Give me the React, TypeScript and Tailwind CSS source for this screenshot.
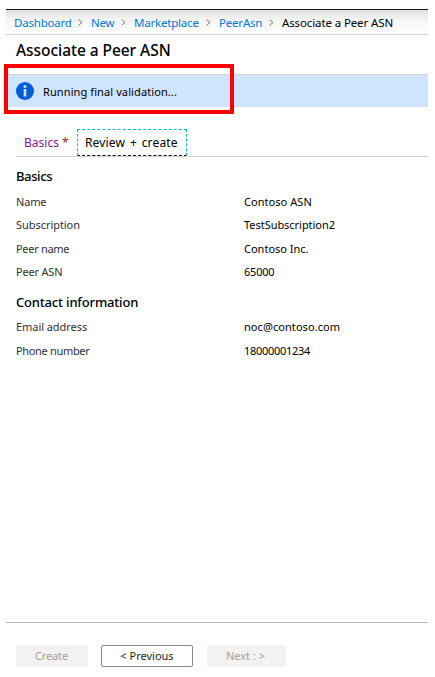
import { Fragment } from 'react';

const crumbs = [
  { label: 'Dashboard', cls: 'w-[57px]' },
  { label: 'New', cls: 'w-[23px]' },
  { label: 'Marketplace', cls: 'w-[65px]' },
  { label: 'PeerAsn', cls: 'w-[43px]' },
];

function Chevron() {
  return (
    <svg width="5" height="7" viewBox="0 0 5 7" className="ml-[7px] mr-[8px] shrink-0" fill="none" stroke="#777" strokeWidth="1">
      <path d="M0.7 0.7 L4 3.5 L0.7 6.3" />
    </svg>
  );
}

function Row({ label, value, labelCls, valueCls }: { label: string; value: string; labelCls: string; valueCls: string }) {
  return (
    <div className="flex h-[23.5px] items-center text-[11px]">
      <div className="w-[228px] text-[#323130]"><span className={labelCls}>{label}</span></div>
      <div><span className={valueCls}>{value}</span></div>
    </div>
  );
}

export default function App() {
  return (
    <div className="relative flex h-[677px] w-[435px] flex-col overflow-hidden whitespace-nowrap bg-white pl-[6px] pr-[7px] pt-[9px] font-['Noto_Sans','Open_Sans',sans-serif] text-black">
      <nav className="flex h-[26px] shrink-0 items-center border-b border-t border-b-[#d2d2d2] border-t-[#1b1b1b] bg-linear-to-b from-[#dedede] via-[#f5f5f5] via-40% to-white pl-[8px] pt-px text-[11.5px]">
        {crumbs.map((c) => (
          <Fragment key={c.label}>
            <a className={`${c.cls} shrink-0 tracking-[-0.2px] text-[#0078d4]`}>{c.label}</a>
            <Chevron />
          </Fragment>
        ))}
        <span className="tracking-[-0.12px]">Associate a Peer ASN</span>
      </nav>
      <h1 className="flex h-[39px] shrink-0 items-center pb-[8px] pl-[10px] text-[15.5px] font-medium tracking-[-0.05px]">Associate a Peer ASN</h1>
      <div className="flex h-[33px] shrink-0 items-center border-t border-[#d2d2d2] bg-[#cfe4ff] pl-[10px] text-[11px]">
        <svg width="18" height="18" viewBox="0 0 18 18" className="mr-[9px]">
          <circle cx="9" cy="9" r="9" fill="#015cda" />
          <circle cx="9" cy="4.6" r="1.5" fill="#cfe4ff" />
          <rect x="7.7" y="7" width="2.6" height="7.5" fill="#cfe4ff" />
        </svg>
        <span className="pt-[2px] tracking-[0.1px]">Running final validation...</span>
      </div>
      <div className="absolute left-[4px] top-[64px] h-[50px] w-[230px] border-4 border-[#ff0000]" />
      <div className="ml-[10px] mt-[22px] flex h-[28px] shrink-0 border-b border-[#d2d2d2] text-[12px]">
        <div className="flex w-[61px] items-center pl-[8px] text-[#881798]">Basics<span className="ml-[3px] text-[#a4262c]">*</span></div>
        <div className="flex h-[27px] w-[110px] items-center border border-dashed border-[#00b4f0] border-b-black pl-[7px] tracking-[0.16px] [word-spacing:1.5px]">Review + create</div>
      </div>
      <main className="ml-[10px]">
        <h2 className="flex h-[33px] items-center pt-[7px] text-[13px] font-medium tracking-[-0.4px]">Basics</h2>
        <Row label="Name" value="Contoso ASN" labelCls="tracking-[-0.2px]" valueCls="tracking-[0.05px]" />
        <Row label="Subscription" value="TestSubscription2" labelCls="tracking-[-0.05px]" valueCls="tracking-[-0.04px]" />
        <Row label="Peer name" value="Contoso Inc." labelCls="tracking-[-0.3px]" valueCls="" />
        <Row label="Peer ASN" value="65000" labelCls="tracking-[-0.2px]" valueCls="tracking-[-0.2px]" />
        <h2 className="flex h-[31px] items-center pt-[6px] text-[13px] font-medium tracking-[-0.18px]">Contact information</h2>
        <Row label="Email address" value="noc@contoso.com" labelCls="tracking-[-0.06px]" valueCls="tracking-[0.07px]" />
        <div className="pt-px">
          <Row label="Phone number" value="18000001234" labelCls="tracking-[-0.33px]" valueCls="tracking-[-0.3px]" />
        </div>
      </main>
      <footer className="mt-auto flex h-[55px] shrink-0 items-start gap-[13px] border-t border-[#b3b3b3] pl-[10px] pt-[22px] text-[11px]">
        <button className="h-[22px] w-[72px] rounded-[2px] bg-[#f3f2f1] pr-px tracking-[-0.1px] text-[#a19f9d]">Create</button>
        <button className="h-[22px] w-[92px] rounded-[2px] border border-[#8a8886] text-[#201f1e]">&lt; Previous</button>
        <button className="ml-px h-[22px] w-[79px] rounded-[2px] bg-[#f3f2f1] pr-[2px] text-[#a19f9d]">Next : &gt;</button>
      </footer>
    </div>
  );
}
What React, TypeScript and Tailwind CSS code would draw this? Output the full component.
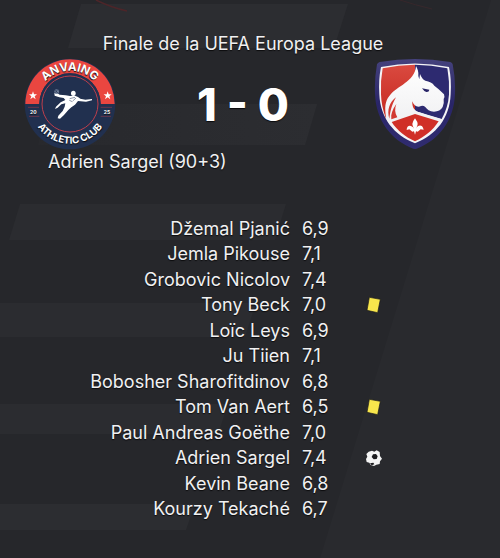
const players = [
  { name: "Džemal Pjanić", rating: "6,9" },
  { name: "Jemla Pikouse", rating: "7,1" },
  { name: "Grobovic Nicolov", rating: "7,4" },
  { name: "Tony Beck", rating: "7,0", event: "card" },
  { name: "Loïc Leys", rating: "6,9" },
  { name: "Ju Tiien", rating: "7,1" },
  { name: "Bobosher Sharofitdinov", rating: "6,8" },
  { name: "Tom Van Aert", rating: "6,5", event: "card" },
  { name: "Paul Andreas Goëthe", rating: "7,0" },
  { name: "Adrien Sargel", rating: "7,4", event: "goal" },
  { name: "Kevin Beane", rating: "6,8" },
  { name: "Kourzy Tekaché", rating: "6,7" },
];

function Backdrop() {
  return (
    <svg
      className="absolute inset-0 -z-10 h-full w-full"
      viewBox="0 0 500 558"
      preserveAspectRatio="xMidYMin slice"
      aria-hidden="true"
    >
      <defs>
        <linearGradient id="fade" x1="0" x2="1">
          <stop offset="0" stopColor="#2c2d31" stopOpacity="0.3" />
          <stop offset="1" stopColor="#2c2d31" />
        </linearGradient>
      </defs>
      <path d="M491 0H500V558H320Z" fill="#292a2e" />
      <path d="M81 4H348L334 48H68Z" fill="#2c2d31" />
      <path d="M50 104H317L305 145H38Z" fill="url(#fade)" />
      <path d="M20 204H286L275 240H9Z" fill="#2b2c30" />
      <path d="M0 303H256L245 337H0Z" fill="#2b2c30" />
      <path d="M0 404H228L218 434H0Z" fill="#2b2c30" />
      <path d="M0 504H195L186 530H0Z" fill="#2c2d31" />
      <path d="M96 0Q110 7 127 11" fill="none" stroke="#4d2529" strokeWidth="1.5" />
      <path d="M400 0Q415 5 432 9" fill="none" stroke="#37272b" strokeWidth="1" />
    </svg>
  );
}

function AnvaingCrest() {
  return (
    <svg className="size-[92px] shrink-0" viewBox="28 24 276 276" role="img" aria-label="Anvaing Athletic Club">
      <defs>
        <path id="arc-top" d="M66 162A100 100 0 0 1 266 162" />
        <path id="arc-bottom" d="M47 162A119 119 0 0 0 285 162" />
      </defs>
      <circle cx="166" cy="162" r="136" fill="#21304f" />
      <path d="M32 162A134 134 0 0 1 300 162H258A92 92 0 0 0 74 162Z" fill="#ea4640" />
      <circle cx="166" cy="162" r="92" fill="#21304f" />
      <circle cx="166" cy="162" r="84" fill="none" stroke="#bd3e4b" strokeWidth="3" />
      <g fill="#fff" fontFamily="Inter, sans-serif" fontWeight="700" textAnchor="middle">
        <text fontSize="35">
          <textPath href="#arc-top" startOffset="50%">ANVAING</textPath>
        </text>
        <text fontSize="29">
          <textPath href="#arc-bottom" startOffset="50%">ATHLETIC CLUB</textPath>
        </text>
        <text x="56" y="191" fontSize="15">20</text>
        <text x="277" y="191" fontSize="15">25</text>
      </g>
      <path d="M40 172H73M43 199H74M258 172H292M258 199H289" stroke="#8f3a4c" strokeWidth="2" />
      <path id="star" d="M55 124L58 133H67L60 139L63 148L55 142L47 148L50 139L43 133H52Z" fill="#fff" />
      <use href="#star" x="224" />
      {/* player striking the ball */}
      <g fill="#fff">
        <ellipse cx="176" cy="130" rx="7" ry="8" />
        <path d="M166 138L181 137Q191 140 197 146L212 149L232 147L232 151L214 155L190 153L181 164L170 172L161 180L148 195L136 206L129 205L131 197L144 183L150 170L152 160L140 163L129 173L121 177L124 170L138 157L152 150L147 144L134 142L120 137L119 130L124 127L135 134L153 136Z" />
      </g>
      <path d="M165 146L181 142M174 153L184 144M164 151L173 155" stroke="#53617c" strokeWidth="2" />
      <circle cx="126" cy="125" r="7" fill="#71809c" />
      <path d="M121 121L130 129M128 119L122 130" stroke="#21304f" strokeWidth="2" />
    </svg>
  );
}

function HoundCrest() {
  return (
    <svg className="size-[92px] shrink-0" viewBox="15 24 276 276" role="img" aria-label="Blason du club adverse">
      <defs>
        <linearGradient id="crest-red" x1="0" x2="0" y1="0" y2="1">
          <stop offset="0" stopColor="#da4a40" />
          <stop offset="1" stopColor="#c5281f" />
        </linearGradient>
        <linearGradient id="rim" x1="0" x2="0" y1="0" y2="1">
          <stop offset="0" stopColor="#45427d" />
          <stop offset="0.5" stopColor="#292568" />
          <stop offset="1" stopColor="#302c70" />
        </linearGradient>
        <linearGradient id="fur" x1="0" x2="0" y1="0" y2="1">
          <stop offset="0" stopColor="#fff" />
          <stop offset="1" stopColor="#f0f0f2" />
        </linearGradient>
      </defs>
      <path
        d="M36 43Q38 38 44 36Q150 18 256 36Q262 38 263 43Q272 88 270 130C268 212 220 272 155 296Q150 298 145 296C80 272 32 212 30 130Q28 88 36 43Z"
        fill="url(#rim)"
      />
      <path
        d="M48 51Q150 30 252 51Q260 90 257 133C254 205 213 255 150 280C87 255 46 205 43 133Q40 90 48 51Z"
        fill="#f4f4f6"
      />
      <path d="M53 55Q101 45 150 44V180L62 203Q49 169 48 133Q46 92 53 55Z" fill="url(#crest-red)" />
      <path d="M150 44Q199 45 247 55Q254 93 252 133Q250 171 230 207L150 183Z" fill="#2d2a70" />
      <path
        d="M153 48C158 57 161 65 160 78L163 88L165 72C169 82 174 89 181 92C193 94 203 98 208 107L221 118L237 133Q240 140 236 147Q238 160 233 171C228 180 219 185 207 185C194 184 186 178 180 170Q174 165 168 168C158 173 146 168 142 154C141 171 147 180 158 185C175 191 200 199 228 207L225 213L150 191L78 216L64 207C58 175 60 153 73 138C87 119 105 112 119 100C136 88 151 73 153 48Z"
        fill="url(#fur)"
      />
      <path d="M171 115L193 119Q192 127 184 126Q176 123 171 115Z" fill="#292568" />
      <path d="M93 142C73 157 65 181 73 206C76 184 79 167 93 142Z" fill="#d23931" />
      <path d="M94 162C82 179 77 193 79 208L97 202C89 189 89 175 94 162Z" fill="#d23931" />
      <path d="M80 216L150 192L221 214C203 242 179 260 150 274C121 261 97 242 80 216Z" fill="#d02f27" />
      {/* fleur-de-lis */}
      <path
        d="M150 205Q158 216 158 222Q157 230 153 236C158 225 170 223 174 233L176 239L167 238L158 245L153 244L150 254L147 244L142 245L133 238L125 240C125 225 139 223 147 236Q143 230 142 222Q143 214 150 205Z"
        fill="#fff"
      />
    </svg>
  );
}

function YellowCard() {
  return (
    <svg className="h-[18px] w-4" viewBox="0 0 48 54" role="img" aria-label="Carton jaune">
      <path d="M10 4L43 10L35 50L3 43Z" fill="#f8e64c" stroke="#17171a" strokeWidth="2" strokeLinejoin="round" />
    </svg>
  );
}

function Ball() {
  return (
    <svg className="size-4" viewBox="0 0 48 48" role="img" aria-label="But">
      <path
        d="M18 2L25 5L32 1L41 6L42 18L48 26L42 34L41 42L31 44L24 48L14 45L10 38L2 36L0 27L4 20L1 12L8 5Z"
        fill="#f4f4f4"
      />
      <path d="M21 13L30 12L35 19L32 27L23 28L17 21Z" fill="#1b1b1e" />
      <path d="M12 40L22 38L25 43L17 46Z" fill="#1b1b1e" />
    </svg>
  );
}

export default function App() {
  return (
    <main className="relative isolate min-h-screen overflow-hidden bg-[#26272b] pt-8 pb-9 font-['Inter',sans-serif] text-lg text-[#f1f1f2] [text-shadow:0_1px_1px_#0b0b0d]">
      <Backdrop />

      <header className="pr-[38px] pl-6">
        <h1 className="text-center leading-6">Finale de la UEFA Europa League</h1>
        <div className="mt-0.5 flex items-center justify-between">
          <AnvaingCrest />
          <p className="text-[45px] leading-none font-extrabold text-white">1 - 0</p>
          <HoundCrest />
        </div>
        <p className="pl-6 leading-6">Adrien Sargel (90+3)</p>
      </header>

      <table className="mt-[42px] h-[306px] w-full table-fixed">
        <tbody>
          {players.map((p) => (
            <tr key={p.name} className="leading-6">
              <th scope="row" className="w-[58%] p-0 text-right font-normal">{p.name}</th>
              <td className="w-[12%] p-0 pl-3">{p.rating}</td>
              <td className="p-0 pl-4">
                {p.event === "card" && <YellowCard />}
                {p.event === "goal" && <Ball />}
              </td>
            </tr>
          ))}
        </tbody>
      </table>
    </main>
  );
}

- **EXERCISE DIRECTIONS**: Copy each line of the listing that includes "TypeScript".

- **ANSWER FOR THE TASK**:
Give me the React, TypeScript and Tailwind CSS source for this screenshot.
What React, TypeScript and Tailwind CSS code would draw this? Output the full component.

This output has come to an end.